__Description of the task__: Transcribe the material word for word, but without the images.

☆ ☆ ☆

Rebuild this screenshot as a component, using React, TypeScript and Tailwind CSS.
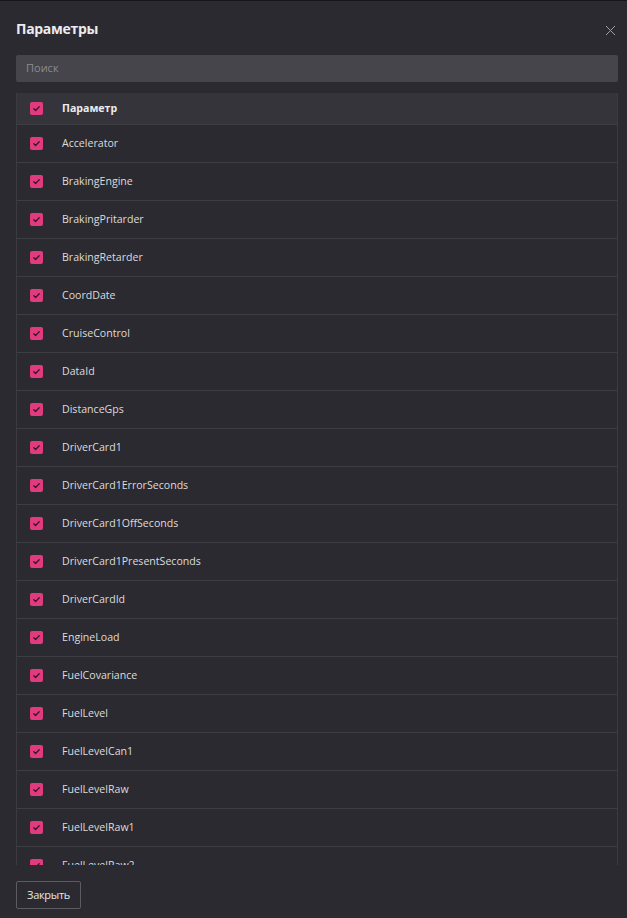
import { X } from 'lucide-react';

const params = [
    'Accelerator',
    'BrakingEngine',
    'BrakingPritarder',
    'BrakingRetarder',
    'CoordDate',
    'CruiseControl',
    'DataId',
    'DistanceGps',
    'DriverCard1',
    'DriverCard1ErrorSeconds',
    'DriverCard1OffSeconds',
    'DriverCard1PresentSeconds',
    'DriverCardId',
    'EngineLoad',
    'FuelCovariance',
    'FuelLevel',
    'FuelLevelCan1',
    'FuelLevelRaw',
    'FuelLevelRaw1',
    'FuelLevelRaw2',
    'FuelLevelRaw3',
];

const Check = () => (
    <div className="w-[13px] h-[13px] rounded-[2px] bg-[#e23a7e] flex items-center justify-center">
        <svg width="9" height="9" viewBox="0 0 10 10" fill="none">
            <path d="M2 5.2 L4 7.2 L8 3" stroke="#3a1526" strokeWidth="1.4" strokeLinecap="round" strokeLinejoin="round" />
        </svg>
    </div>
);

const App = () => {
    return (
        <div className="w-full h-[918px] bg-[#2b2a30] border-t border-[#16161a] flex flex-col text-[#e2e2e4]" style={{ fontFamily: '"Open Sans", "Noto Sans", sans-serif' }}>
            <div className="flex items-center justify-between pl-4 pr-[8px] h-[54px] shrink-0">
                <p className="text-[14px] font-bold text-[#ececee] tracking-[-0.3px]">Параметры</p>
                <X size={17} strokeWidth={1.4} className="text-[#a0a0a6] mt-[4px]" />
            </div>
            <div className="ml-4 mr-[9px] h-[27px] shrink-0 bg-[#46454b] rounded-[2px] flex items-center px-[10px]">
                <span className="text-[11px] text-[#8c8b91]">Поиск</span>
            </div>
            <div className="ml-4 mr-[9px] mt-[11px] flex-1 min-h-0 overflow-hidden border-l border-r border-[#3c3b42]">
                <div className="h-[32px] bg-[#35343a] border-b border-[#3e3d44] flex items-center pl-[13px]">
                    <Check />
                    <span className="ml-[19px] text-[10.6px] font-bold text-[#ececee]">Параметр</span>
                </div>
                {params.map((name) => (
                    <div key={name} className="h-[38px] border-b border-[#3e3d44] flex items-center pl-[13px]">
                        <Check />
                        <span className="ml-[19px] text-[10.6px] text-[#dcdcde]">{name}</span>
                    </div>
                ))}
            </div>
            <div className="shrink-0 pt-4 pb-[9px] px-4">
                <div className="w-[65px] h-[28px] border border-[#5c5b61] rounded-[2px] flex items-center justify-center">
                    <span className="text-[11px] tracking-[-0.3px] text-[#e6e6e8]">Закрыть</span>
                </div>
            </div>
        </div>
    );
};

export default App;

☆ ☆ ☆

__Answer to the problem__:
Rebuild this screenshot as a component, using React, TypeScript and Tailwind CSS.
import { X } from 'lucide-react';

const params = [
    'Accelerator',
    'BrakingEngine',
    'BrakingPritarder',
    'BrakingRetarder',
    'CoordDate',
    'CruiseControl',
    'DataId',
    'DistanceGps',
    'DriverCard1',
    'DriverCard1ErrorSeconds',
    'DriverCard1OffSeconds',
    'DriverCard1PresentSeconds',
    'DriverCardId',
    'EngineLoad',
    'FuelCovariance',
    'FuelLevel',
    'FuelLevelCan1',
    'FuelLevelRaw',
    'FuelLevelRaw1',
    'FuelLevelRaw2',
    'FuelLevelRaw3',
];

const Check = () => (
    <div className="w-[13px] h-[13px] rounded-[2px] bg-[#e23a7e] flex items-center justify-center">
        <svg width="9" height="9" viewBox="0 0 10 10" fill="none">
            <path d="M2 5.2 L4 7.2 L8 3" stroke="#3a1526" strokeWidth="1.4" strokeLinecap="round" strokeLinejoin="round" />
        </svg>
    </div>
);

const App = () => {
    return (
        <div className="w-full h-[918px] bg-[#2b2a30] border-t border-[#16161a] flex flex-col text-[#e2e2e4]" style={{ fontFamily: '"Open Sans", "Noto Sans", sans-serif' }}>
            <div className="flex items-center justify-between pl-4 pr-[8px] h-[54px] shrink-0">
                <p className="text-[14px] font-bold text-[#ececee] tracking-[-0.3px]">Параметры</p>
                <X size={17} strokeWidth={1.4} className="text-[#a0a0a6] mt-[4px]" />
            </div>
            <div className="ml-4 mr-[9px] h-[27px] shrink-0 bg-[#46454b] rounded-[2px] flex items-center px-[10px]">
                <span className="text-[11px] text-[#8c8b91]">Поиск</span>
            </div>
            <div className="ml-4 mr-[9px] mt-[11px] flex-1 min-h-0 overflow-hidden border-l border-r border-[#3c3b42]">
                <div className="h-[32px] bg-[#35343a] border-b border-[#3e3d44] flex items-center pl-[13px]">
                    <Check />
                    <span className="ml-[19px] text-[10.6px] font-bold text-[#ececee]">Параметр</span>
                </div>
                {params.map((name) => (
                    <div key={name} className="h-[38px] border-b border-[#3e3d44] flex items-center pl-[13px]">
                        <Check />
                        <span className="ml-[19px] text-[10.6px] text-[#dcdcde]">{name}</span>
                    </div>
                ))}
            </div>
            <div className="shrink-0 pt-4 pb-[9px] px-4">
                <div className="w-[65px] h-[28px] border border-[#5c5b61] rounded-[2px] flex items-center justify-center">
                    <span className="text-[11px] tracking-[-0.3px] text-[#e6e6e8]">Закрыть</span>
                </div>
            </div>
        </div>
    );
};

export default App;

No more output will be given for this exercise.